Recently I came across a reddit user who was photoshopping plus size actresses and showing the world what they would look like if they were skinny.

I was appalled. I like to think that I am part of the body acceptance movement, being healthy is important, but healthy comes in all shapes and sizes. But a part of me deep down thought the photoshopped photos of the women were more beautiful.

This is one of the most troubling thoughts I have had in a long time. Fat shaming is bullying. Skinny shaming is bullying. Young girls and women have enough on their plate. There is no need to spend time and energy worrying about appearances and comparing themselves to what they see in magazines, and now, even more so, online.

This thought that I had, made me feel sick to my stomach.

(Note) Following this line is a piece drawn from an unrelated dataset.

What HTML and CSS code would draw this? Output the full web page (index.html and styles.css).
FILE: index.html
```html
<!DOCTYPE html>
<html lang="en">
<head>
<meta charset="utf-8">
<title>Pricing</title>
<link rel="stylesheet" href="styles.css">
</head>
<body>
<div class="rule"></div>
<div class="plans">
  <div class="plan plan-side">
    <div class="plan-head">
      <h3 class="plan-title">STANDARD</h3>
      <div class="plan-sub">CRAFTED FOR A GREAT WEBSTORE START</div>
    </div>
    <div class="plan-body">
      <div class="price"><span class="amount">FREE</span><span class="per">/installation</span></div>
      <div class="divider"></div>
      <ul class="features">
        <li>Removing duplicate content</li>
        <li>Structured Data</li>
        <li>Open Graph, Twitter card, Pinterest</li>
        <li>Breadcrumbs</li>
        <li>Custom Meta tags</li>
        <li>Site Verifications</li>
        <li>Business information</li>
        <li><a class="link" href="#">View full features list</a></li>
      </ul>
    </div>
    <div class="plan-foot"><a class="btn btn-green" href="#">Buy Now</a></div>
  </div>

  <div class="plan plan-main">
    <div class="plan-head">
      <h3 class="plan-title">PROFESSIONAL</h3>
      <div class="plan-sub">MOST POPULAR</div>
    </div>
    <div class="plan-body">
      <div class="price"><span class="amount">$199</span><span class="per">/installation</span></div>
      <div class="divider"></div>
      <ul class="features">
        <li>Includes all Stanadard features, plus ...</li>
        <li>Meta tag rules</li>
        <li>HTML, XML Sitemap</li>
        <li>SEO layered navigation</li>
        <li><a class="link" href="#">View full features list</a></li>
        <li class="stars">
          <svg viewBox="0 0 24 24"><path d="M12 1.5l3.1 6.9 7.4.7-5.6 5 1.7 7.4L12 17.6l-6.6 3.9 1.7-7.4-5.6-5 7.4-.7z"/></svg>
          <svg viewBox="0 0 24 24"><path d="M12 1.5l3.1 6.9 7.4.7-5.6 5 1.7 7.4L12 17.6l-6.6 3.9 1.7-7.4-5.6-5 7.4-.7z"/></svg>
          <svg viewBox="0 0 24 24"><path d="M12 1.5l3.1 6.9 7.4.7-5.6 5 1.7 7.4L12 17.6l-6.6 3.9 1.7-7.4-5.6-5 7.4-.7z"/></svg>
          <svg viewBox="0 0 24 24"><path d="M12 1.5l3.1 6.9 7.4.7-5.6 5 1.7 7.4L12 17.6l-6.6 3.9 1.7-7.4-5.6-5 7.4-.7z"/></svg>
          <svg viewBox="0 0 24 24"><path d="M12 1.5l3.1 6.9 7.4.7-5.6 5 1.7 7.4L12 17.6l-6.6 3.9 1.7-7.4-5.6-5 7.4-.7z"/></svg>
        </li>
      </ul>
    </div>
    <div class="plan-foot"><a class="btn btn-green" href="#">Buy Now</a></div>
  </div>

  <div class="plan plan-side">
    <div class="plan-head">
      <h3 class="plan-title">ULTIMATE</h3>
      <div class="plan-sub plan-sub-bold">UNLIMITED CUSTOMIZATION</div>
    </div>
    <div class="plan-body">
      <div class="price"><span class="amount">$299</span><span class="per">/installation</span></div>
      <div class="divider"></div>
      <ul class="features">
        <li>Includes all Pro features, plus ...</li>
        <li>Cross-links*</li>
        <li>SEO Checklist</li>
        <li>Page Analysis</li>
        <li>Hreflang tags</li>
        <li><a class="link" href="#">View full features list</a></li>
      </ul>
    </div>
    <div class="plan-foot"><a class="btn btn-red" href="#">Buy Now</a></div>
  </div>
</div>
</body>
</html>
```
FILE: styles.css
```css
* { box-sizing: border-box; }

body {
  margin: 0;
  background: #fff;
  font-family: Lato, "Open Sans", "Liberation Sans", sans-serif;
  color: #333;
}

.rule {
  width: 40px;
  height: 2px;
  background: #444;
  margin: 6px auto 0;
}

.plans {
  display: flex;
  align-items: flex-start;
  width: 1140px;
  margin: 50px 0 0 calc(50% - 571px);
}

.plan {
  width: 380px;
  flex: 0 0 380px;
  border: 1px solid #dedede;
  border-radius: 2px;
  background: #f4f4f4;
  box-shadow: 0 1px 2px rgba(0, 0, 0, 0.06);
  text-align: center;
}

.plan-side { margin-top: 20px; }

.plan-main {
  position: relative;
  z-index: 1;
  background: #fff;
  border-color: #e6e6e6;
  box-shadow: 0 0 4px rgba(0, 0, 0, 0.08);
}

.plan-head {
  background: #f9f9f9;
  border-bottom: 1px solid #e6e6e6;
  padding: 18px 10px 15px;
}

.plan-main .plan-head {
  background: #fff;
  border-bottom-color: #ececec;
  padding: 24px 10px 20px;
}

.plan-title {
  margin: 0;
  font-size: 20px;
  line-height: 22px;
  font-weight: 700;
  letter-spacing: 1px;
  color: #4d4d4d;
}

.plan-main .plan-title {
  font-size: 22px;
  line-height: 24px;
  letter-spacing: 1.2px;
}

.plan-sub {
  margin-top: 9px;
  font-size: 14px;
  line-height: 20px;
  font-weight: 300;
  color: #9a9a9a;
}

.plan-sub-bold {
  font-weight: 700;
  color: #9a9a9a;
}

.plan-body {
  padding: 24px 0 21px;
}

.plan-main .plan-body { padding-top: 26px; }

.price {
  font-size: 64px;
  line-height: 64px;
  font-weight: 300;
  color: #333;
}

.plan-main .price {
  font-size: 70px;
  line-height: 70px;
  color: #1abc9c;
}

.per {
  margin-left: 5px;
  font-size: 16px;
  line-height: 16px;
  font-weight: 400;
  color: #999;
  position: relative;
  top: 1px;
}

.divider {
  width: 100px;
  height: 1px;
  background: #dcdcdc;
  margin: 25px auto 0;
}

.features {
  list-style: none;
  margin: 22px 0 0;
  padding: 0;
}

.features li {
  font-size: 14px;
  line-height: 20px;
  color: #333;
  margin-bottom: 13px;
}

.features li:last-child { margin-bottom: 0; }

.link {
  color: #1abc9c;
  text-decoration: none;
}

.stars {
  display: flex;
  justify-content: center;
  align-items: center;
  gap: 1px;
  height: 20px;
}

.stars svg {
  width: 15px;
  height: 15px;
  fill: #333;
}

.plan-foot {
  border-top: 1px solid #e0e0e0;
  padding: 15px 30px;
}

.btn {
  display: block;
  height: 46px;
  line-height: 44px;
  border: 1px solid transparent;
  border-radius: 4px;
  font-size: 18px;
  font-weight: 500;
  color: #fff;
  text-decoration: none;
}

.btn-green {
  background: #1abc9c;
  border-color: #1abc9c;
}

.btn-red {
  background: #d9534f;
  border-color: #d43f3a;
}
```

How can I believe one thing, but feel another?

That’s when I realized that ‘you need to look like this to be beautiful’ has been engrained in me.

All of the girls on the Disney channel when I was young were thin. The boys hooted and hollered at the leaner girls when they came out of the change room at the swimming pool (that is another issue in itself, but that topic is for another day), and snickered at the others.

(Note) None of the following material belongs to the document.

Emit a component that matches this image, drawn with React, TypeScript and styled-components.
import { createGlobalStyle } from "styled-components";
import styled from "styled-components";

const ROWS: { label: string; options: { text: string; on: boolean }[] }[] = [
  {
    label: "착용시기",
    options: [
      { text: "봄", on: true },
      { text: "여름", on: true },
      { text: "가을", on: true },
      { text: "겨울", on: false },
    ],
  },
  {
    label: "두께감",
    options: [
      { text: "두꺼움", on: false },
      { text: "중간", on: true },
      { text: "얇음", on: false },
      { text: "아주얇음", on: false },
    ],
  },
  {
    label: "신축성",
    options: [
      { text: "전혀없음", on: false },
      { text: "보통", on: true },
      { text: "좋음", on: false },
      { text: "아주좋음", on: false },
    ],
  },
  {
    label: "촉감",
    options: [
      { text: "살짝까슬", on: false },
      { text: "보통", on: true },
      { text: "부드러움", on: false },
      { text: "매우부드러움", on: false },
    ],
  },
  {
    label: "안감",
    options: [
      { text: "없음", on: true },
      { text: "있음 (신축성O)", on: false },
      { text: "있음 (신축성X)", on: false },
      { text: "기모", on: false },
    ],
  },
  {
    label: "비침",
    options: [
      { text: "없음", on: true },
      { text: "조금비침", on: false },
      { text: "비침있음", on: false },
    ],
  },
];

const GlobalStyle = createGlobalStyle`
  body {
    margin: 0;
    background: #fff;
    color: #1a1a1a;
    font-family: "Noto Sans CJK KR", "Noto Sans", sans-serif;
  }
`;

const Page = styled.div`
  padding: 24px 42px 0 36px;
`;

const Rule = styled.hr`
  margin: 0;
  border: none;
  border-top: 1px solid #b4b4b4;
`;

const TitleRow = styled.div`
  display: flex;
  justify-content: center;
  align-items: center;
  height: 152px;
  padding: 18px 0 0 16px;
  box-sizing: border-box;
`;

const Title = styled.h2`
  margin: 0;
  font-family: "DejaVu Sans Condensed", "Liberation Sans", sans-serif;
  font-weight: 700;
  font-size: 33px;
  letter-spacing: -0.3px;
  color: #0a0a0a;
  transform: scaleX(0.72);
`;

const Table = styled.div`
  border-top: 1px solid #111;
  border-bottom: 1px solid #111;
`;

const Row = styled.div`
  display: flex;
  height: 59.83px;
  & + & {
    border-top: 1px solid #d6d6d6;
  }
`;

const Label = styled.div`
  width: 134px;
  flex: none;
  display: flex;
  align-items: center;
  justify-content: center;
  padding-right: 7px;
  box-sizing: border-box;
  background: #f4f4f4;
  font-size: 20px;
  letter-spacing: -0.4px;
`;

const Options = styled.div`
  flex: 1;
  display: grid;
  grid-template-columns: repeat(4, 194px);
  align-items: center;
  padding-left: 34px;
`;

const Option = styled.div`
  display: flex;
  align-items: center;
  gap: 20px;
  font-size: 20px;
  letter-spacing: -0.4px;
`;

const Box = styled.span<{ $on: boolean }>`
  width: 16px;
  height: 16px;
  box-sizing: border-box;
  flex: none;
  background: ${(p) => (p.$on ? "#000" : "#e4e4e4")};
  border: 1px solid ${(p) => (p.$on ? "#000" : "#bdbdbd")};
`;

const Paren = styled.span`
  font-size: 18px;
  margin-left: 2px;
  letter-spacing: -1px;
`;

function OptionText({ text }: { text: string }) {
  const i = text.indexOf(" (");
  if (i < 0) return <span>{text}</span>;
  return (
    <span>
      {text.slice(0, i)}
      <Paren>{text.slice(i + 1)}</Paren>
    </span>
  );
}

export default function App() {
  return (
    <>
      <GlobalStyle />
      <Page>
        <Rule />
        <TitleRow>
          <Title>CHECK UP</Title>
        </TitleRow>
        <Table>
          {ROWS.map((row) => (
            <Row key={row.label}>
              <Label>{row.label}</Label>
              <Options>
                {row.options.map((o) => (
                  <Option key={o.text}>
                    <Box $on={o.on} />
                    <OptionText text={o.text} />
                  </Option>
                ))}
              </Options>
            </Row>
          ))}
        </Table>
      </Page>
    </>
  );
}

My mom was constantly self conscience of her barely there baby weight that she carried after having three kids. My aunts talked about their daughters carrying a little extra weight around their waste, or their nephews that had gained a lot of weight since they had last visited the farm. My dad called the plus size women that he saw on TV ‘cows’ and my brother once called a famous singer, whose body type I identified as similar to my own, fat.

It was a theme in the books I read and the movies I saw.  One of the girls in the friend group, if not all of them, struggled with loving her body and the way she looked, even though she was beautiful.

I became more aware of the brainwashing when I went to university and started thinking more critically of the media and ideas I was consuming. News anchors often had specific body types. Girls wouldn’t eat all day in order to save their daily calories for alcohol later that night. One theatre student I met said that her professors told them to stay in shape and gave the better parts to the ‘more good looking’ people.

Every time something like this happened we talked about how wrong it was and how society needs to change to be more accepting, and how all women are beautiful. But behind closed doors we counted calories, poked at our stomachs in the mirror, and ate only one meal a day.

I really hope that my generation is the transitional generation. I hope that we teach our daughters to love themselves and not compare their looks to others. My parents didn’t think that way. With pressure and stubbornness from me they are adapting how they think, but that generation is mostly a lost cause. And that generation had a major role in how I view the world and I have to work every day to change that.

I never want my future nieces and nephews, children, or any other child that I will come into contact with to feel negatively about how they look. I want them to think that people are beautiful no matter what they look like. I guess that starts with me, and my friends. We will have a major role in how the next generation views the world, and I don’t want them to see it through the lens that I, through no real choice of my own, see through.